October 3, 2010 at 2:18 pm |
“It’s really good because when you’re in class doing maths, you don’t really want to pay attention because the teacher’s right in front to you,” says Aliyyah.
??????????!!!!!!!!!!!!!!!!!!!
I hadn’t heard that before. Shocking. Or is it me who doesn’t get it?
October 3, 2010 at 6:13 pm |
I don’t understand. What is the problem that they’re trying to solve? If it’s just a question of paying less for the teaching then they’re surely making compromises on the kind and quality of it. If it’s that the kids cannot focus for some reason, isn’t the direct solution to engage their attention in a classroom setting rather than devise roundabout methods, like a 1-1 session with a teacher? It is certain that the kids have to eventually grow out of the 1-1 session habit. This being the case, why bother appealing to it in the first place?

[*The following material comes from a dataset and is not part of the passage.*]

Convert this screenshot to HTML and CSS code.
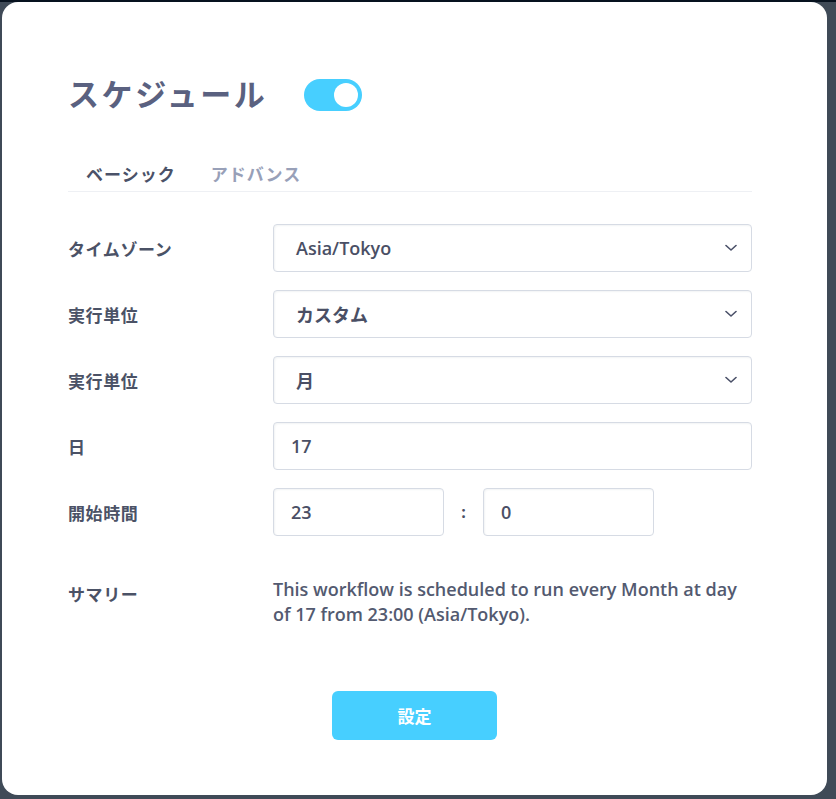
FILE: index.html
```html
<!DOCTYPE html>
<html lang="ja">
<head>
<meta charset="utf-8">
<link rel="stylesheet" href="styles.css">
</head>
<body>
<div class="modal">
  <div class="header">
    <h1 class="title">スケジュール</h1>
    <div class="toggle"><span class="knob"></span></div>
  </div>
  <div class="tabs">
    <div class="tab active">ベーシック</div>
    <div class="tab">アドバンス</div>
  </div>
  <div class="form">
    <div class="row">
      <div class="label">タイムゾーン</div>
      <div class="field select"><span>Asia/Tokyo</span><svg class="chev" viewBox="0 0 12 8" width="12" height="8"><path d="M1 1.5 L6 6 L11 1.5" fill="none" stroke="#4a5068" stroke-width="1.6" stroke-linecap="round" stroke-linejoin="round"/></svg></div>
    </div>
    <div class="row">
      <div class="label">実行単位</div>
      <div class="field select"><span>カスタム</span><svg class="chev" viewBox="0 0 12 8" width="12" height="8"><path d="M1 1.5 L6 6 L11 1.5" fill="none" stroke="#4a5068" stroke-width="1.6" stroke-linecap="round" stroke-linejoin="round"/></svg></div>
    </div>
    <div class="row">
      <div class="label">実行単位</div>
      <div class="field select"><span>月</span><svg class="chev" viewBox="0 0 12 8" width="12" height="8"><path d="M1 1.5 L6 6 L11 1.5" fill="none" stroke="#4a5068" stroke-width="1.6" stroke-linecap="round" stroke-linejoin="round"/></svg></div>
    </div>
    <div class="row">
      <div class="label">日</div>
      <div class="field text"><span>17</span></div>
    </div>
    <div class="row">
      <div class="label">開始時間</div>
      <div class="time">
        <div class="field small"><span>23</span></div>
        <div class="colon">:</div>
        <div class="field small"><span>0</span></div>
      </div>
    </div>
    <div class="row summary-row">
      <div class="label">サマリー</div>
      <div class="summary">This workflow is scheduled to run every Month at day of 17 from 23:00 (Asia/Tokyo).</div>
    </div>
  </div>
  <div class="actions">
    <button class="btn">設定</button>
  </div>
</div>
</body>
</html>
```
FILE: styles.css
```css
html, body { margin: 0; padding: 0; }
body {
  width: 836px;
  height: 799px;
  background: #3f4a57;
  border-top: 2px solid #07121f;
  box-sizing: border-box;
  padding-left: 2px;
  font-family: "Open Sans", "Noto Sans CJK JP", sans-serif;
  overflow: hidden;
}
.modal {
  width: 825px;
  height: 793px;
  background: #ffffff;
  border-radius: 16px;
  box-sizing: border-box;
  padding: 76px 75px 0 66px;
}
.header {
  display: flex;
  align-items: center;
  gap: 37px;
  height: 34px;
}
.title {
  margin: 0;
  font-family: "Noto Sans CJK JP", sans-serif;
  font-size: 31px;
  font-weight: 700;
  color: #5a6180;
  letter-spacing: 2.6px;
  line-height: 32px;
  margin-top: -5px;
}
.toggle {
  width: 58px;
  height: 32px;
  background: #47cfff;
  border-radius: 16px;
  position: relative;
}
.knob {
  position: absolute;
  right: 4px;
  top: 4px;
  width: 24px;
  height: 24px;
  border-radius: 50%;
  background: #fff;
}
.tabs {
  margin-top: 46px;
  display: flex;
  border-bottom: 1px solid #eef0f4;
  height: 34px;
  box-sizing: border-box;
}
.tab {
  font-family: "Noto Sans CJK JP", sans-serif;
  font-size: 17px;
  font-weight: 700;
  color: #98a0b8;
  padding: 0 17px 0 18px;
  line-height: 22px;
  padding-top: 5px;
  letter-spacing: 1px;
}
.tab.active { color: #4b5268; }
.form {
  margin-top: 32px;
  display: flex;
  flex-direction: column;
  gap: 18px;
}
.row {
  display: flex;
  align-items: center;
}
.label {
  width: 205px;
  flex: none;
  font-family: "Noto Sans CJK JP", sans-serif;
  font-size: 17px;
  font-weight: 700;
  color: #4b5266;
  letter-spacing: 0.6px;
}
.field {
  flex: 1;
  height: 48px;
  box-sizing: border-box;
  border: 1px solid #d6dbe4;
  border-radius: 4px;
  box-shadow: inset 1px 1px 2px rgba(40, 60, 90, 0.06);
  display: flex;
  align-items: center;
  padding: 0 14px 0 22px;
  font-size: 18px;
  color: #4a4f65;
  font-family: "Open Sans", "Noto Sans CJK JP", sans-serif;
  font-weight: 600;
}
.field.text { padding-left: 17px; }
.field span { flex: 1; }
.chev { flex: none; }
.time {
  display: flex;
  align-items: center;
  flex: 1;
}
.field.small {
  flex: none;
  width: 171px;
  padding-left: 17px;
}
.colon {
  width: 39px;
  text-align: center;
  color: #4a4f65;
  font-size: 16px;
  font-weight: 700;
}
.summary-row {
  margin-top: 23px;
  align-items: flex-start;
}
.summary-row .label { padding-top: 4px; }
.summary {
  flex: 1;
  font-size: 18px;
  line-height: 25px;
  color: #535a70;
  font-weight: 600;
  margin-top: 0;
}
.actions {
  display: flex;
  justify-content: center;
  margin-top: 64px;
  padding-left: 9px;
}
.btn {
  width: 165px;
  height: 49px;
  border: none;
  border-radius: 6px;
  background: #47cfff;
  color: #fff;
  font-family: "Noto Sans CJK JP", sans-serif;
  font-size: 17px;
  font-weight: 700;
}
```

October 3, 2010 at 11:07 pm |
“To take off” is too multivalued. What do you mean?
October 4, 2010 at 6:01 am |
“Online mathematics finally takes off …”
Only if you live in India.
October 6, 2010 at 4:32 pm |
A good question? 🙂
October 10, 2010 at 2:49 am |
I find I learn more in less time in a one on one session than in a classroom. Also some teachers can be quite dull or uninterested in the subject they are teaching so being guided by an enthusiastic tutor would make learning a lot more fun. I think its a brilliant idea in principle though politically impossible to widely implement. It would be difficult even if the tutors were from the UK.
January 24, 2011 at 11:57 am |
Hi Prof. Gowers,
It is not clear if all open problems can be found online. E.g., Erdos miniature: There are no solutions in natural numbers greater than one of
x^x y^y = z^z if x, y are relatively prime.